- [What to produce] Copy out the data below as written; omit any images.

- [Data shown]
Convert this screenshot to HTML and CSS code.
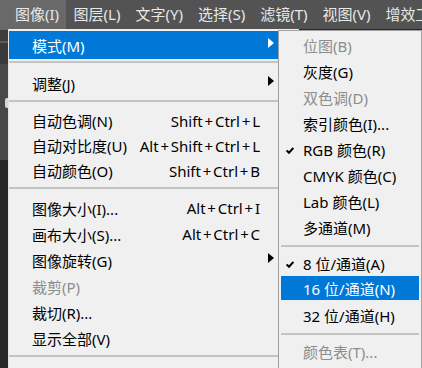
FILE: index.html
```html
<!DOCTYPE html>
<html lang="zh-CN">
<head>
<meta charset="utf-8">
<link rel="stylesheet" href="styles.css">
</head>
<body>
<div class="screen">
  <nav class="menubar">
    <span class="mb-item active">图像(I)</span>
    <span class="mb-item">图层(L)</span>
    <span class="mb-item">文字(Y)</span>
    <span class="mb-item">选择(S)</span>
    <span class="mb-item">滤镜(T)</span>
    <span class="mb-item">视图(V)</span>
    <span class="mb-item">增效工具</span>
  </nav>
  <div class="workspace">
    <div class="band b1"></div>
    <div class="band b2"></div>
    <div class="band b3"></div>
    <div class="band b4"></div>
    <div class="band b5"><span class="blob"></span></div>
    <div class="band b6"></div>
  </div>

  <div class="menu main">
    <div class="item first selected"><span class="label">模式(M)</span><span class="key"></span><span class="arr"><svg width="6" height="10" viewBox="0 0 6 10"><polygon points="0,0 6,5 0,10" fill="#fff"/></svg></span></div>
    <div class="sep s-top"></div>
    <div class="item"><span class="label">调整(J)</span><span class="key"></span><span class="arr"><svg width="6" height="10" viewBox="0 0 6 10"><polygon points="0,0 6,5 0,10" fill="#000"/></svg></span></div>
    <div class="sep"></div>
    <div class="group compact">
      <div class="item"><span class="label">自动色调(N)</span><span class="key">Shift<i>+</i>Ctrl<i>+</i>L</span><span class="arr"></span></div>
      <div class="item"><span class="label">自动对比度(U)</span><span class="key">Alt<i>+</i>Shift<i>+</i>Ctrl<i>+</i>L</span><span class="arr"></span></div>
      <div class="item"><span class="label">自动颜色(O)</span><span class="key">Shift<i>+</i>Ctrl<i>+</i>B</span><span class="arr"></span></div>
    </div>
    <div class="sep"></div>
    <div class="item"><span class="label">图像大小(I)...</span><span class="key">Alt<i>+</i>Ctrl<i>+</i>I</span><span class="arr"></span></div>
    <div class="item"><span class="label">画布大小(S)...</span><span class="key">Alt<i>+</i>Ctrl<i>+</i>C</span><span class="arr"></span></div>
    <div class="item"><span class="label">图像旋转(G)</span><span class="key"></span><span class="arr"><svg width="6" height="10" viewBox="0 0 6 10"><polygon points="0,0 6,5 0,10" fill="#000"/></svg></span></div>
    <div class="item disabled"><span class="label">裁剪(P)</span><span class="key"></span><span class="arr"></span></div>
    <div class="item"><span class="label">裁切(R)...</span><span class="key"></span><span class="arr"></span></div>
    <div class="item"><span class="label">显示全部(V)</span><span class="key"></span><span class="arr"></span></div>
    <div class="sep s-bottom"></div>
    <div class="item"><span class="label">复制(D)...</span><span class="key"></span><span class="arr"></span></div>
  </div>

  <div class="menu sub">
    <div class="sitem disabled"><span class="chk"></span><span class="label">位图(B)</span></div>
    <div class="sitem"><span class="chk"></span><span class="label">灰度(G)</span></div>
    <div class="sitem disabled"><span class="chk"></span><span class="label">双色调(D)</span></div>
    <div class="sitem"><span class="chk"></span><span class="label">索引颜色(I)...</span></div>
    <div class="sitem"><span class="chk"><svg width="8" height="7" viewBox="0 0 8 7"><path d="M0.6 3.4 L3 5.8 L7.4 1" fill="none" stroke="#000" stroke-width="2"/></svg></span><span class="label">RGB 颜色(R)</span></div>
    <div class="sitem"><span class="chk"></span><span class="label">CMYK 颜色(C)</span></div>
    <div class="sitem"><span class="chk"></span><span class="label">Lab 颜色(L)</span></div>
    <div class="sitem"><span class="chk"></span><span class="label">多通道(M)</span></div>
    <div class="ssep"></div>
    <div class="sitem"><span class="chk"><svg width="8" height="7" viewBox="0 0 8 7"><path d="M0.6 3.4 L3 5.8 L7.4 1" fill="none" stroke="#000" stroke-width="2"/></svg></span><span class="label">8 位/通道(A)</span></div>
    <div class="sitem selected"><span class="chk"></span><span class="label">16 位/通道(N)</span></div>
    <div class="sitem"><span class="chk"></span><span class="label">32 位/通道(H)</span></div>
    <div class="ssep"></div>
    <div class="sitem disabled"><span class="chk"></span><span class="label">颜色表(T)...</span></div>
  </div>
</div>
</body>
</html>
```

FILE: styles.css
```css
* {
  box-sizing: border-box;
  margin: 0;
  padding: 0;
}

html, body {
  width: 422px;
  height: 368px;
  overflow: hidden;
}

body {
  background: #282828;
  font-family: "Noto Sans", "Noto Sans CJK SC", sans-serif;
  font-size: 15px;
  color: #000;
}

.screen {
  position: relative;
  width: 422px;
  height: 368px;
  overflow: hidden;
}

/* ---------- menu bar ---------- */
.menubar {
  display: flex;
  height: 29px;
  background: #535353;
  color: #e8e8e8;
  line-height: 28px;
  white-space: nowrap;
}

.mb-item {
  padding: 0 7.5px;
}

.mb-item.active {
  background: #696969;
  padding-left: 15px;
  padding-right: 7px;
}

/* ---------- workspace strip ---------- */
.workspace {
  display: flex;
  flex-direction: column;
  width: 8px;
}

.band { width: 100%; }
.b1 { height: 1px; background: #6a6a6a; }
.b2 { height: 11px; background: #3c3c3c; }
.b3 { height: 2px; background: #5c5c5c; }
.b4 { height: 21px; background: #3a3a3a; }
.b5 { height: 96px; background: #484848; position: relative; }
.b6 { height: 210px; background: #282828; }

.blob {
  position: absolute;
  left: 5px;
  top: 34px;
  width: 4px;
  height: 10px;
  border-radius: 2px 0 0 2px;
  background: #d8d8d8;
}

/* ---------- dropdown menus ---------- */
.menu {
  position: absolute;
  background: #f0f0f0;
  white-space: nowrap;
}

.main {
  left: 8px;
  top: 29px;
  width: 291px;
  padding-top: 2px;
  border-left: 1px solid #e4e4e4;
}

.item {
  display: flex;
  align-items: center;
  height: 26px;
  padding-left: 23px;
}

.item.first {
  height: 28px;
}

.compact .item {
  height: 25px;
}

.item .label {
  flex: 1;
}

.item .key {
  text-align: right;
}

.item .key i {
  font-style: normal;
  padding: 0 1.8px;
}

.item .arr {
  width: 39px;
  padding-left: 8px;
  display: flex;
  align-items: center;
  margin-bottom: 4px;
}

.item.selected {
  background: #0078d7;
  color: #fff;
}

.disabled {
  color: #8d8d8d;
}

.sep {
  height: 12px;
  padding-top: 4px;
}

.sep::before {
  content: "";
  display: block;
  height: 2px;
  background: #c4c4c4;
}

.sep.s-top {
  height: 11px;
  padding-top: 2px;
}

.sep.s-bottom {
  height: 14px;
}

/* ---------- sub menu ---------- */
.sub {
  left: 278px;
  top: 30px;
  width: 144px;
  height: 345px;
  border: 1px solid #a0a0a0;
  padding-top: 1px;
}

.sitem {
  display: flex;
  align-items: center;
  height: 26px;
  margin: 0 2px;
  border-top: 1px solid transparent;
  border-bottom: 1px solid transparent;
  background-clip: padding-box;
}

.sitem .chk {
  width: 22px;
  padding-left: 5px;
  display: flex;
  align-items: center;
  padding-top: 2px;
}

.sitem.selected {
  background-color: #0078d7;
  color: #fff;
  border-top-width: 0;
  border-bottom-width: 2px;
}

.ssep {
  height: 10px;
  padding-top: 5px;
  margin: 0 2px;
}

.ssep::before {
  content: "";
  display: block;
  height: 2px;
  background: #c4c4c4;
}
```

- [Exercise result]
Convert this screenshot to HTML and CSS code.
FILE: index.html
```html
<!DOCTYPE html>
<html lang="zh-CN">
<head>
<meta charset="utf-8">
<link rel="stylesheet" href="styles.css">
</head>
<body>
<div class="screen">
  <nav class="menubar">
    <span class="mb-item active">图像(I)</span>
    <span class="mb-item">图层(L)</span>
    <span class="mb-item">文字(Y)</span>
    <span class="mb-item">选择(S)</span>
    <span class="mb-item">滤镜(T)</span>
    <span class="mb-item">视图(V)</span>
    <span class="mb-item">增效工具</span>
  </nav>
  <div class="workspace">
    <div class="band b1"></div>
    <div class="band b2"></div>
    <div class="band b3"></div>
    <div class="band b4"></div>
    <div class="band b5"><span class="blob"></span></div>
    <div class="band b6"></div>
  </div>

  <div class="menu main">
    <div class="item first selected"><span class="label">模式(M)</span><span class="key"></span><span class="arr"><svg width="6" height="10" viewBox="0 0 6 10"><polygon points="0,0 6,5 0,10" fill="#fff"/></svg></span></div>
    <div class="sep s-top"></div>
    <div class="item"><span class="label">调整(J)</span><span class="key"></span><span class="arr"><svg width="6" height="10" viewBox="0 0 6 10"><polygon points="0,0 6,5 0,10" fill="#000"/></svg></span></div>
    <div class="sep"></div>
    <div class="group compact">
      <div class="item"><span class="label">自动色调(N)</span><span class="key">Shift<i>+</i>Ctrl<i>+</i>L</span><span class="arr"></span></div>
      <div class="item"><span class="label">自动对比度(U)</span><span class="key">Alt<i>+</i>Shift<i>+</i>Ctrl<i>+</i>L</span><span class="arr"></span></div>
      <div class="item"><span class="label">自动颜色(O)</span><span class="key">Shift<i>+</i>Ctrl<i>+</i>B</span><span class="arr"></span></div>
    </div>
    <div class="sep"></div>
    <div class="item"><span class="label">图像大小(I)...</span><span class="key">Alt<i>+</i>Ctrl<i>+</i>I</span><span class="arr"></span></div>
    <div class="item"><span class="label">画布大小(S)...</span><span class="key">Alt<i>+</i>Ctrl<i>+</i>C</span><span class="arr"></span></div>
    <div class="item"><span class="label">图像旋转(G)</span><span class="key"></span><span class="arr"><svg width="6" height="10" viewBox="0 0 6 10"><polygon points="0,0 6,5 0,10" fill="#000"/></svg></span></div>
    <div class="item disabled"><span class="label">裁剪(P)</span><span class="key"></span><span class="arr"></span></div>
    <div class="item"><span class="label">裁切(R)...</span><span class="key"></span><span class="arr"></span></div>
    <div class="item"><span class="label">显示全部(V)</span><span class="key"></span><span class="arr"></span></div>
    <div class="sep s-bottom"></div>
    <div class="item"><span class="label">复制(D)...</span><span class="key"></span><span class="arr"></span></div>
  </div>

  <div class="menu sub">
    <div class="sitem disabled"><span class="chk"></span><span class="label">位图(B)</span></div>
    <div class="sitem"><span class="chk"></span><span class="label">灰度(G)</span></div>
    <div class="sitem disabled"><span class="chk"></span><span class="label">双色调(D)</span></div>
    <div class="sitem"><span class="chk"></span><span class="label">索引颜色(I)...</span></div>
    <div class="sitem"><span class="chk"><svg width="8" height="7" viewBox="0 0 8 7"><path d="M0.6 3.4 L3 5.8 L7.4 1" fill="none" stroke="#000" stroke-width="2"/></svg></span><span class="label">RGB 颜色(R)</span></div>
    <div class="sitem"><span class="chk"></span><span class="label">CMYK 颜色(C)</span></div>
    <div class="sitem"><span class="chk"></span><span class="label">Lab 颜色(L)</span></div>
    <div class="sitem"><span class="chk"></span><span class="label">多通道(M)</span></div>
    <div class="ssep"></div>
    <div class="sitem"><span class="chk"><svg width="8" height="7" viewBox="0 0 8 7"><path d="M0.6 3.4 L3 5.8 L7.4 1" fill="none" stroke="#000" stroke-width="2"/></svg></span><span class="label">8 位/通道(A)</span></div>
    <div class="sitem selected"><span class="chk"></span><span class="label">16 位/通道(N)</span></div>
    <div class="sitem"><span class="chk"></span><span class="label">32 位/通道(H)</span></div>
    <div class="ssep"></div>
    <div class="sitem disabled"><span class="chk"></span><span class="label">颜色表(T)...</span></div>
  </div>
</div>
</body>
</html>
```

FILE: styles.css
```css
* {
  box-sizing: border-box;
  margin: 0;
  padding: 0;
}

html, body {
  width: 422px;
  height: 368px;
  overflow: hidden;
}

body {
  background: #282828;
  font-family: "Noto Sans", "Noto Sans CJK SC", sans-serif;
  font-size: 15px;
  color: #000;
}

.screen {
  position: relative;
  width: 422px;
  height: 368px;
  overflow: hidden;
}

/* ---------- menu bar ---------- */
.menubar {
  display: flex;
  height: 29px;
  background: #535353;
  color: #e8e8e8;
  line-height: 28px;
  white-space: nowrap;
}

.mb-item {
  padding: 0 7.5px;
}

.mb-item.active {
  background: #696969;
  padding-left: 15px;
  padding-right: 7px;
}

/* ---------- workspace strip ---------- */
.workspace {
  display: flex;
  flex-direction: column;
  width: 8px;
}

.band { width: 100%; }
.b1 { height: 1px; background: #6a6a6a; }
.b2 { height: 11px; background: #3c3c3c; }
.b3 { height: 2px; background: #5c5c5c; }
.b4 { height: 21px; background: #3a3a3a; }
.b5 { height: 96px; background: #484848; position: relative; }
.b6 { height: 210px; background: #282828; }

.blob {
  position: absolute;
  left: 5px;
  top: 34px;
  width: 4px;
  height: 10px;
  border-radius: 2px 0 0 2px;
  background: #d8d8d8;
}

/* ---------- dropdown menus ---------- */
.menu {
  position: absolute;
  background: #f0f0f0;
  white-space: nowrap;
}

.main {
  left: 8px;
  top: 29px;
  width: 291px;
  padding-top: 2px;
  border-left: 1px solid #e4e4e4;
}

.item {
  display: flex;
  align-items: center;
  height: 26px;
  padding-left: 23px;
}

.item.first {
  height: 28px;
}

.compact .item {
  height: 25px;
}

.item .label {
  flex: 1;
}

.item .key {
  text-align: right;
}

.item .key i {
  font-style: normal;
  padding: 0 1.8px;
}

.item .arr {
  width: 39px;
  padding-left: 8px;
  display: flex;
  align-items: center;
  margin-bottom: 4px;
}

.item.selected {
  background: #0078d7;
  color: #fff;
}

.disabled {
  color: #8d8d8d;
}

.sep {
  height: 12px;
  padding-top: 4px;
}

.sep::before {
  content: "";
  display: block;
  height: 2px;
  background: #c4c4c4;
}

.sep.s-top {
  height: 11px;
  padding-top: 2px;
}

.sep.s-bottom {
  height: 14px;
}

/* ---------- sub menu ---------- */
.sub {
  left: 278px;
  top: 30px;
  width: 144px;
  height: 345px;
  border: 1px solid #a0a0a0;
  padding-top: 1px;
}

.sitem {
  display: flex;
  align-items: center;
  height: 26px;
  margin: 0 2px;
  border-top: 1px solid transparent;
  border-bottom: 1px solid transparent;
  background-clip: padding-box;
}

.sitem .chk {
  width: 22px;
  padding-left: 5px;
  display: flex;
  align-items: center;
  padding-top: 2px;
}

.sitem.selected {
  background-color: #0078d7;
  color: #fff;
  border-top-width: 0;
  border-bottom-width: 2px;
}

.ssep {
  height: 10px;
  padding-top: 5px;
  margin: 0 2px;
}

.ssep::before {
  content: "";
  display: block;
  height: 2px;
  background: #c4c4c4;
}
```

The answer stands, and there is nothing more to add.